Copy exactly the lines that run from the top of the listing to the line containing "import React from 'react';", both ends included, and omit the pictures.
◆ ◆ ◆ ◆ ◆
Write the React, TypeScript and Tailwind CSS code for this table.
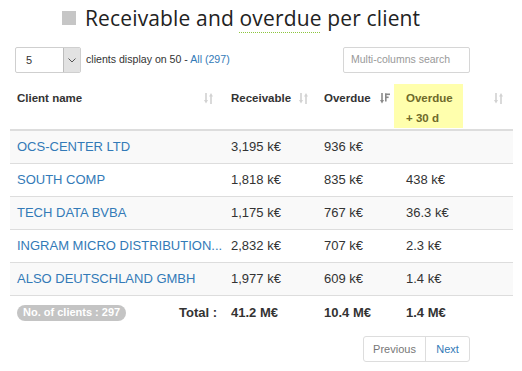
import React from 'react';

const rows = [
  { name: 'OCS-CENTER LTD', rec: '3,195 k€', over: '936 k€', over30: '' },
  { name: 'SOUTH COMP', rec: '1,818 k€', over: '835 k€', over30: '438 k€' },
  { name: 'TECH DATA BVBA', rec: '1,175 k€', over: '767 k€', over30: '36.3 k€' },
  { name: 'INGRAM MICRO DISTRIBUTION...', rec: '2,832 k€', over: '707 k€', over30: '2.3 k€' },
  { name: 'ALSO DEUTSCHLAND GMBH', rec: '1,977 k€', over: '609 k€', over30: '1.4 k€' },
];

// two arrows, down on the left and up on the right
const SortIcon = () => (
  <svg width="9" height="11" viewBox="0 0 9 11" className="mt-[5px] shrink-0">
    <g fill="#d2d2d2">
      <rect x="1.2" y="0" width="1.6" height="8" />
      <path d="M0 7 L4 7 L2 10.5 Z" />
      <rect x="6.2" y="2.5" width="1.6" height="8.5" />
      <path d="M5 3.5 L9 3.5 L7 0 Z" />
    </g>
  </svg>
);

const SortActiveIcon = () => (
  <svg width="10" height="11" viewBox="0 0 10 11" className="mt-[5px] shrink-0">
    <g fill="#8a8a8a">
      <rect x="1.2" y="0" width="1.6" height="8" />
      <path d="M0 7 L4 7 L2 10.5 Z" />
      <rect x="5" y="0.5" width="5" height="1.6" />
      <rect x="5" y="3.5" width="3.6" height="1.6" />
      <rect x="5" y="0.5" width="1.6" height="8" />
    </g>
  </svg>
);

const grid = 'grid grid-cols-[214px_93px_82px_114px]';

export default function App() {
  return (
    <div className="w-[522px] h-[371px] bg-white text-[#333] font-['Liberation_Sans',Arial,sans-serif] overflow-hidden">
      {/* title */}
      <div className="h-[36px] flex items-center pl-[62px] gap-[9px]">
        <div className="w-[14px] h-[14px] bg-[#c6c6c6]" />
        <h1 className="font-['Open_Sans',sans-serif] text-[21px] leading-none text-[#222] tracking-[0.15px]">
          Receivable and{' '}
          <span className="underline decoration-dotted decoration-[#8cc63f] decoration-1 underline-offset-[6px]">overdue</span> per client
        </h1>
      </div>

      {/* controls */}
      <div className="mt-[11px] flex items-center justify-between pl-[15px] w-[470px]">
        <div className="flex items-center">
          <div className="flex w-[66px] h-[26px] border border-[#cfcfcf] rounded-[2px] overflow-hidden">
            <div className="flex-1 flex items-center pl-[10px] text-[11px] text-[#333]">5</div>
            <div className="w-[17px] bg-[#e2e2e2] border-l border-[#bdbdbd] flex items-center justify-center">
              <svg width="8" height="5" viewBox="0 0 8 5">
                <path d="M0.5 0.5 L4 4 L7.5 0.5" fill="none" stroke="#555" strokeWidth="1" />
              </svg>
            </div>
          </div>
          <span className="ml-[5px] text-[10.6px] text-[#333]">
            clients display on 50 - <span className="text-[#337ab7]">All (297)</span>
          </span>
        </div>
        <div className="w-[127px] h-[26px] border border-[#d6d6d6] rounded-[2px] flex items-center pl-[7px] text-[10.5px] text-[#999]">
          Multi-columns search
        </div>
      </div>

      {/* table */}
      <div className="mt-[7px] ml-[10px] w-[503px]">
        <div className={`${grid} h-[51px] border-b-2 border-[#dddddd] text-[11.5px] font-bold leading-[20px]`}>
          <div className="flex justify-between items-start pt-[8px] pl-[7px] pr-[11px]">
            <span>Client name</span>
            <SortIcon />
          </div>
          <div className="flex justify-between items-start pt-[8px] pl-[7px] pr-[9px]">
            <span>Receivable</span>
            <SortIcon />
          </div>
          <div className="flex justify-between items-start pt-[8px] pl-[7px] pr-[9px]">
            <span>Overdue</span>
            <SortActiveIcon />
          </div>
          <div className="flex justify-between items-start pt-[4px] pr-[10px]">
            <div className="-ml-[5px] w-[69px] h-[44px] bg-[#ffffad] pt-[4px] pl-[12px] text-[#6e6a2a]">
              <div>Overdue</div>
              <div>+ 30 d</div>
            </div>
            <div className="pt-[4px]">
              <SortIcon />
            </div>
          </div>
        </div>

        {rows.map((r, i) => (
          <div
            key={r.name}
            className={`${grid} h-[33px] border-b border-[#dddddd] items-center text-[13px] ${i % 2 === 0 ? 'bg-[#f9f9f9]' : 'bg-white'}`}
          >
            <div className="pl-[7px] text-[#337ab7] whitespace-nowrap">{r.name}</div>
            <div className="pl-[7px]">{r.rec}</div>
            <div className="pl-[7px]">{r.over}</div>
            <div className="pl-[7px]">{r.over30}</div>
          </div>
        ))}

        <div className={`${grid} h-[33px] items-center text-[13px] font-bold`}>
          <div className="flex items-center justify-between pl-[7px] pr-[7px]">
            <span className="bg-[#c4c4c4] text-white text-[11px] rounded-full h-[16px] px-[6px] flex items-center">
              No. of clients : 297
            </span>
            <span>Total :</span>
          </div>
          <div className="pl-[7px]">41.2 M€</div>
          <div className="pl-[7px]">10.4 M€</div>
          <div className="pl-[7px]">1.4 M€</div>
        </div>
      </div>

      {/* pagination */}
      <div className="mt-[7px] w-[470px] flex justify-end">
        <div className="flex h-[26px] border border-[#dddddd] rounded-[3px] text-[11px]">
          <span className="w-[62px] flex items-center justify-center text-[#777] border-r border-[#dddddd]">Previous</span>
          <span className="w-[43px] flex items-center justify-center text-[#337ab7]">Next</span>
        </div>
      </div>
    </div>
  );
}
◆ ◆ ◆ ◆ ◆
Written answer:
Write the React, TypeScript and Tailwind CSS code for this table.
import React from 'react';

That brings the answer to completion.